+++ DATA PROVIDED +++
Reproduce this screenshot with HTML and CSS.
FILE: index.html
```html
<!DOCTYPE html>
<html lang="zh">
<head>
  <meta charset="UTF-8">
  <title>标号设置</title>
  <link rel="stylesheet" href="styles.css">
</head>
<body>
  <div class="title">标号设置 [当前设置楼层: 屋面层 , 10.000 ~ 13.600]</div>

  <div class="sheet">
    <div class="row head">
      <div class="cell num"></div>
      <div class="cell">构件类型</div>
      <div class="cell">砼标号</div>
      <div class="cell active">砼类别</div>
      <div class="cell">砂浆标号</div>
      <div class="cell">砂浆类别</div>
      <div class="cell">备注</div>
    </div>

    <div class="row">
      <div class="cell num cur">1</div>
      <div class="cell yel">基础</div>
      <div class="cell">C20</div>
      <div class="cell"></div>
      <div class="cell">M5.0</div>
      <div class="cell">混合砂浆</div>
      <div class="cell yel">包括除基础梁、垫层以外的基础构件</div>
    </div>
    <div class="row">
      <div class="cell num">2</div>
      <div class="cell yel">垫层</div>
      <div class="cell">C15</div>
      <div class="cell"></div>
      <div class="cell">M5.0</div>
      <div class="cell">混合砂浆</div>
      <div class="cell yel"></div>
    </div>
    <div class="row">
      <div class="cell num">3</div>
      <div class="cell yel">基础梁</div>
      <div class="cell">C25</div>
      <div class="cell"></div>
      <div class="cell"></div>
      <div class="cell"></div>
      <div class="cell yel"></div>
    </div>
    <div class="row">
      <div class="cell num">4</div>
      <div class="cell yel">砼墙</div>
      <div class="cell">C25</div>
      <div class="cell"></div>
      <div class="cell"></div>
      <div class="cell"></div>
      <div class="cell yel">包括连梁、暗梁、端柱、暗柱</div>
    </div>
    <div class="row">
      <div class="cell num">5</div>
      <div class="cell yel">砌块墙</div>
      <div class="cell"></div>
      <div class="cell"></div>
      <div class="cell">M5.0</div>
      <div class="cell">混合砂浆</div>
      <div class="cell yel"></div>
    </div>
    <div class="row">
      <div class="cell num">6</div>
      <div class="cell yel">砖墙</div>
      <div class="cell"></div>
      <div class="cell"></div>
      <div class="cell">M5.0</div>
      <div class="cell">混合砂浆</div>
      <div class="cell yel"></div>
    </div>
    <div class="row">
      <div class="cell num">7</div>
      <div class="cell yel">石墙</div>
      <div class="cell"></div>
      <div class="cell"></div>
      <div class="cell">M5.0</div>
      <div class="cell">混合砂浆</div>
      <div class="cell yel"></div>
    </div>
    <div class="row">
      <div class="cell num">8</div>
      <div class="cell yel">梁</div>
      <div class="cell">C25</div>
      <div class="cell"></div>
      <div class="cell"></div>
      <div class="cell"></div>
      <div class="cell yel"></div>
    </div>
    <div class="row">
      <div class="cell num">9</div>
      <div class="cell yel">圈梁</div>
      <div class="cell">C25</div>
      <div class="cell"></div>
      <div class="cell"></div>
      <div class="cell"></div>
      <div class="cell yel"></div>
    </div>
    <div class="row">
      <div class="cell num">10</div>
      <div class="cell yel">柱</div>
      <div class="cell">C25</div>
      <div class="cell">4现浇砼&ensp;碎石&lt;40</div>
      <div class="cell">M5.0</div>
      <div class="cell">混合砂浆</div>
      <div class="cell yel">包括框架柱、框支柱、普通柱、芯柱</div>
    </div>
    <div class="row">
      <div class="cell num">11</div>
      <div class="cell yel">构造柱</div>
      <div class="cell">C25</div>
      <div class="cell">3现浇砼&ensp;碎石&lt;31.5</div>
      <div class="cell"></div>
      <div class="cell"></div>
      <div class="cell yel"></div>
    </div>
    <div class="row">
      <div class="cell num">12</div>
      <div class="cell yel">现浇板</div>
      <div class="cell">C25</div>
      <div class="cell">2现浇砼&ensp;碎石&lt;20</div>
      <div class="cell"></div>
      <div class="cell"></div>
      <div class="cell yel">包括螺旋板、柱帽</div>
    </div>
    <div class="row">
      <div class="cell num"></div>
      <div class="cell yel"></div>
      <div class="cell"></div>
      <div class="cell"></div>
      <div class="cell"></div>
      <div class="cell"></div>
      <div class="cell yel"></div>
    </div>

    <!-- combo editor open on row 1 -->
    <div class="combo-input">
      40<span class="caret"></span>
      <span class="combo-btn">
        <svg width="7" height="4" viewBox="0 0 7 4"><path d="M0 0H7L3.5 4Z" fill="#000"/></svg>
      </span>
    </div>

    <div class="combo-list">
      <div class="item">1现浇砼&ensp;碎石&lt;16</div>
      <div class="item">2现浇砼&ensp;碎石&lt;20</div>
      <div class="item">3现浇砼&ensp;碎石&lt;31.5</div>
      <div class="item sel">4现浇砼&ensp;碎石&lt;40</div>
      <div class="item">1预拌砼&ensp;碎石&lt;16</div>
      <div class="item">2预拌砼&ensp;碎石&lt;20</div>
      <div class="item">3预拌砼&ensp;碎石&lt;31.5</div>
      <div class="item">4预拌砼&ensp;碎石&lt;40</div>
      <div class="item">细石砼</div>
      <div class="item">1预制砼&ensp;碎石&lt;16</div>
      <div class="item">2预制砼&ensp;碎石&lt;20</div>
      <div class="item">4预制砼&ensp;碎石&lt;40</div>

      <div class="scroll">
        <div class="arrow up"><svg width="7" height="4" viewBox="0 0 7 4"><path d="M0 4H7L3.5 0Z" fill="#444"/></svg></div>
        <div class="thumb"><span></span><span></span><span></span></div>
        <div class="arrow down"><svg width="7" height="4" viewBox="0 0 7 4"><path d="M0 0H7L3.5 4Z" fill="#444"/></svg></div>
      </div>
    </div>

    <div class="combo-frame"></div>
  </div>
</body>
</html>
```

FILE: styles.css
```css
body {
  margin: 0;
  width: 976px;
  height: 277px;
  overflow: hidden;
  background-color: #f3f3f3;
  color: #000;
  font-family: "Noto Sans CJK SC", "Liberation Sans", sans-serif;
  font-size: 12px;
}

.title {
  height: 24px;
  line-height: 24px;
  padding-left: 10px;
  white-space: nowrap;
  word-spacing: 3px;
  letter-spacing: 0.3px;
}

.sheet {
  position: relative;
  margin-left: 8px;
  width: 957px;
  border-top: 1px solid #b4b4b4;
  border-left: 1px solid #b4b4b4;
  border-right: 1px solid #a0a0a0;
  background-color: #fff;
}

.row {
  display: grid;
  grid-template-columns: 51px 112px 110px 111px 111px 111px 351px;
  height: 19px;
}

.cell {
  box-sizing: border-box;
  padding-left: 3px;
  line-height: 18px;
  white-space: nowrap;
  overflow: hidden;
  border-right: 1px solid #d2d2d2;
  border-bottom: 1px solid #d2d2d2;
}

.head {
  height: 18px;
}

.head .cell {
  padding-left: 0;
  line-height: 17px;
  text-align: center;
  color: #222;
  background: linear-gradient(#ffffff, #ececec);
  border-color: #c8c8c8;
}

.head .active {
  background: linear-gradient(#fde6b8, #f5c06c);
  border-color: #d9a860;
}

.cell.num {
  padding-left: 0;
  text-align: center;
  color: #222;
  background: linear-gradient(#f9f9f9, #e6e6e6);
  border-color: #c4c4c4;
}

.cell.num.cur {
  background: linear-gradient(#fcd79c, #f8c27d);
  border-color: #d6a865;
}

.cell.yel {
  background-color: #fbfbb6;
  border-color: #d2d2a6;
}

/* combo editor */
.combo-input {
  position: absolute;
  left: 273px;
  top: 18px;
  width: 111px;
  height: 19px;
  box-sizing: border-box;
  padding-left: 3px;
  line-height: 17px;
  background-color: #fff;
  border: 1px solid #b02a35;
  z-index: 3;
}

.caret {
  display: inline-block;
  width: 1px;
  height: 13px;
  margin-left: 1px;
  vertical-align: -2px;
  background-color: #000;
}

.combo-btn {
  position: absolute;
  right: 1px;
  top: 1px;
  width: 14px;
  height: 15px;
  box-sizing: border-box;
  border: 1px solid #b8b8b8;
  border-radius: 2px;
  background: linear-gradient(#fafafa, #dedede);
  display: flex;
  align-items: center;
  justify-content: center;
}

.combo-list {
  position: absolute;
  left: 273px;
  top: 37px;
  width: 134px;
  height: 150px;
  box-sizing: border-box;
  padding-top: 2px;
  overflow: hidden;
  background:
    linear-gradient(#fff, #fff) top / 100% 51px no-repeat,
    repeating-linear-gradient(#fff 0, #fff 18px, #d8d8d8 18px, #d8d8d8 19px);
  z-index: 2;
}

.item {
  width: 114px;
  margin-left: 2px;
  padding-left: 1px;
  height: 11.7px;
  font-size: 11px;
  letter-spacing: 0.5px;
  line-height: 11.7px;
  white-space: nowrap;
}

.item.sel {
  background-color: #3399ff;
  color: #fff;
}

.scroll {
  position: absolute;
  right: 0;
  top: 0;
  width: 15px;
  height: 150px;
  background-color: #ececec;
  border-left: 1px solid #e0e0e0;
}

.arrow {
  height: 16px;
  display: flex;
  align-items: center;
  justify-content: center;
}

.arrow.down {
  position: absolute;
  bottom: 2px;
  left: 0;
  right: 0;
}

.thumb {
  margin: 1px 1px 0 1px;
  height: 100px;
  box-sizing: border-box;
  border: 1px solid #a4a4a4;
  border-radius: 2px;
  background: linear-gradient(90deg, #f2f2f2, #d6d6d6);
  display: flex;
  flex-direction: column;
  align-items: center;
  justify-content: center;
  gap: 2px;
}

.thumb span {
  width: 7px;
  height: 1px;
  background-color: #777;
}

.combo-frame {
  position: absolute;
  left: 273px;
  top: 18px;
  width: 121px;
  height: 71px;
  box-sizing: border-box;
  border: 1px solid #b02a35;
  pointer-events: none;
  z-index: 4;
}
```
+++
+++ DATA PROVIDED +++
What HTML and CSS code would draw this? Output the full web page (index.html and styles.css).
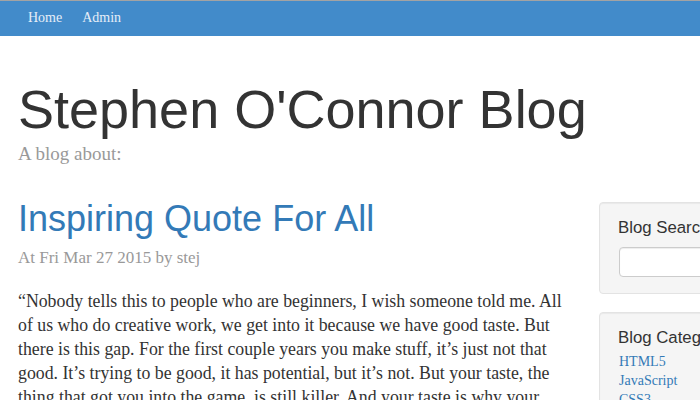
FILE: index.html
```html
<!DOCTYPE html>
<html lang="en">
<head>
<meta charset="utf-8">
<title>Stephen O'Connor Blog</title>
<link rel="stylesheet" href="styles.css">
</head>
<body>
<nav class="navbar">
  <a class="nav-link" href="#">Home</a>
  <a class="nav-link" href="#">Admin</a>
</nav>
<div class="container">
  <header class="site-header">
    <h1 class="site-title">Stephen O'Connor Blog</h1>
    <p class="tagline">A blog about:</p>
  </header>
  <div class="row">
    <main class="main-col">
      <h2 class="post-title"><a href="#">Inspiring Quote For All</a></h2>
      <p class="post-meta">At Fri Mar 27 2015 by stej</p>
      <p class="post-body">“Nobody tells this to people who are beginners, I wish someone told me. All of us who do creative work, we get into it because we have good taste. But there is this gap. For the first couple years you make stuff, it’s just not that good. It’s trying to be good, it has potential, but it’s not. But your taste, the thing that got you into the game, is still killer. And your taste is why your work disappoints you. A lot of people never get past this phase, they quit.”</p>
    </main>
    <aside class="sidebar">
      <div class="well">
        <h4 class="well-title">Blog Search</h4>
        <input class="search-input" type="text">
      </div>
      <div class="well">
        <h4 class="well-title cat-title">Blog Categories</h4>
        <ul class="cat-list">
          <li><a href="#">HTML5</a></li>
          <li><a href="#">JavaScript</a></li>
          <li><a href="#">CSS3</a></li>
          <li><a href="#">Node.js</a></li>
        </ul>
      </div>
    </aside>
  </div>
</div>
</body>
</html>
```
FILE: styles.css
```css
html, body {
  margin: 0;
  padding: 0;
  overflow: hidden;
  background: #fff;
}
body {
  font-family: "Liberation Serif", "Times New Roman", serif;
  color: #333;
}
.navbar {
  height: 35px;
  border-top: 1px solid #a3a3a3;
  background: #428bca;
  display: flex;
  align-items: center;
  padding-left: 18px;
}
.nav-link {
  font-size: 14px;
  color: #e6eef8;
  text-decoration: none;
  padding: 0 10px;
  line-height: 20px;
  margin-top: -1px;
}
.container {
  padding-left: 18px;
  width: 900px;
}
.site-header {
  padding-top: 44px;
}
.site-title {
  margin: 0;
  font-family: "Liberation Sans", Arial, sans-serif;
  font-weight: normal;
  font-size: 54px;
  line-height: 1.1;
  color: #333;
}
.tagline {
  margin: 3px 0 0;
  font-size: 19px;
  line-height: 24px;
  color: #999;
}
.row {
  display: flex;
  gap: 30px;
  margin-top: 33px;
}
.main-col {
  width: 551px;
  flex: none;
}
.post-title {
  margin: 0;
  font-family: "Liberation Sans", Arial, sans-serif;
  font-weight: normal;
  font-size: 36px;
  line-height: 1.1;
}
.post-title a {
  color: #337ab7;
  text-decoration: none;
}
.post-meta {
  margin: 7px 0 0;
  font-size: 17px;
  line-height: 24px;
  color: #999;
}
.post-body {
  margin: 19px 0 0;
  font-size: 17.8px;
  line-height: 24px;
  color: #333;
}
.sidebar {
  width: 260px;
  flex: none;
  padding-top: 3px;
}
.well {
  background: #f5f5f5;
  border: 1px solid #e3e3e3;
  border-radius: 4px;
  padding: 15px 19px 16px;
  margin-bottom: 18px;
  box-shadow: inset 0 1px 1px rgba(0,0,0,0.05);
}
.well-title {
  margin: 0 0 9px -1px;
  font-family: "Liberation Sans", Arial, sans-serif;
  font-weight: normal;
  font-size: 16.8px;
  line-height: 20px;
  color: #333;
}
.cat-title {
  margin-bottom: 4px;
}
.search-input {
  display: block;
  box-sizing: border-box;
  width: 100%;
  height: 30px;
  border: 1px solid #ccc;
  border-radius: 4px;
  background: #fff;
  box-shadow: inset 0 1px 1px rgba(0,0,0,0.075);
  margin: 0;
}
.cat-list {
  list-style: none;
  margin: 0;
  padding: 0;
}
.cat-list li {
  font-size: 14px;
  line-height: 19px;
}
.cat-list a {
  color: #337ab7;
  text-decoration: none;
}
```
+++
### AIM OF THE TASK
Using the records above, gather all lines where the string "index" is present.

### THE RESULT
FILE: index.html
  z-index: 3;
  z-index: 2;
  z-index: 4;
What HTML and CSS code would draw this? Output the full web page (index.html and styles.css).
FILE: index.html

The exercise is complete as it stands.